The SARAS system was fitted to the 15 m dish at ESA's Space Astronomy Center in Spain last year and in testing has caught signals from various missions, including CryoSat-2, XMM, GOCE and SWARM.

The plan is to develop the system into a full commercial product. It has already been patented in Spain and is currently being patented in Europe.

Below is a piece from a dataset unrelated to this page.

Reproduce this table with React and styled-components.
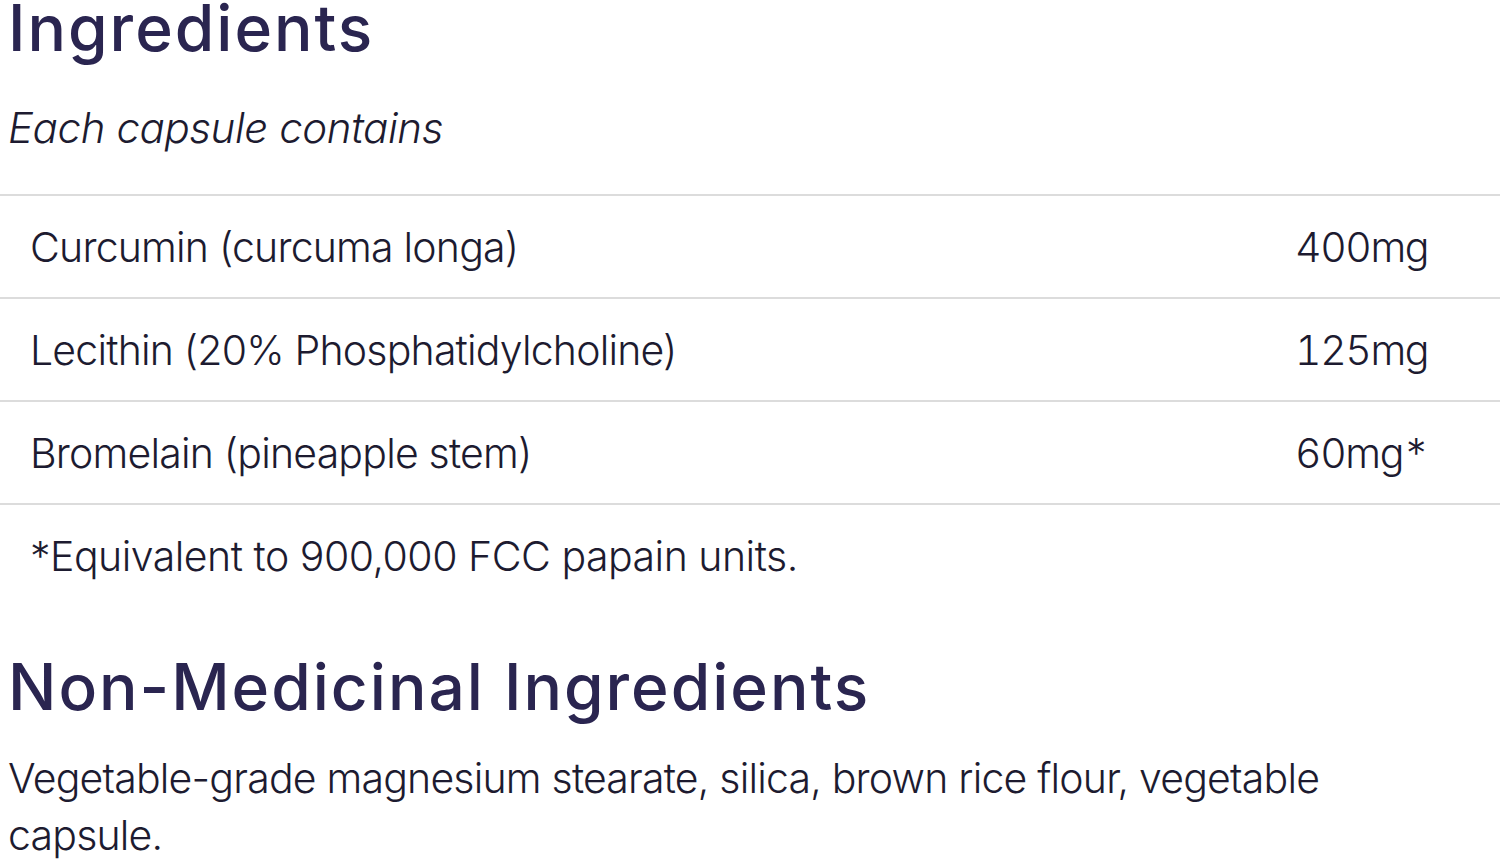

The following video shows the SARAS system being installed and in operation.

Source: ESA

4 comments
4 comments
MQ
I'm very interested in tracking tech..
I also may be a bit slow...
What is the new feature here?? What is the patentable invention?? (Or is it a design patent they are seeking rather than an innovation patent)
I am genuinely curious.
What is new about using multiple antennae, positioned outside the focal zone of a directional antenna system, to estimate the location of a radio transmitter. (it is basically just a compound wide and narrow FOV tracking system such as is used by many radio detection systems.)
How is this better than using off axis antennae adjacent to the primary?
Of course management always loves the ability to produce a new "patentable Idea" (everyone in design thinks up several every day).
Of course if it is the exact configuration and brand/type of actual antennae (radio frequency sensors) then it can be covered by a design patent (just as a new design for a toothbrush or spoon is allowed to be patented under the design category).
Distinction needs to be made between innovation patents (which protect valid inventions and it protects the idea from being commercially used by competitors for "some years") and design patents (which stops people making exact replicas commercially).
Just asking.
Slowburn
@ MD At the very least putting the seeking antennas on the dish eliminate the parallax and steering problems of using separately mounted antennas.
piperTom
There have been phased array antenna since the 1950's -- started in the vacuum tube era! It seems addled to me that we are still physically turning dishes in 2014.
What these Spaniards have done is make a very weak, timid phased array with only the purpose of pointing the dish. Patentable? I doubt it!
By the way, the big radio telescopes need to be dishes because of the need to super-cool the receiver. It's different when you are seeking picowatts.
Slowburn
@ piperTom Dishes not only amplify the signal they are also very directional keeping other noises out making them very hard to jam. Also the footprint of a phased array antenna is absurd.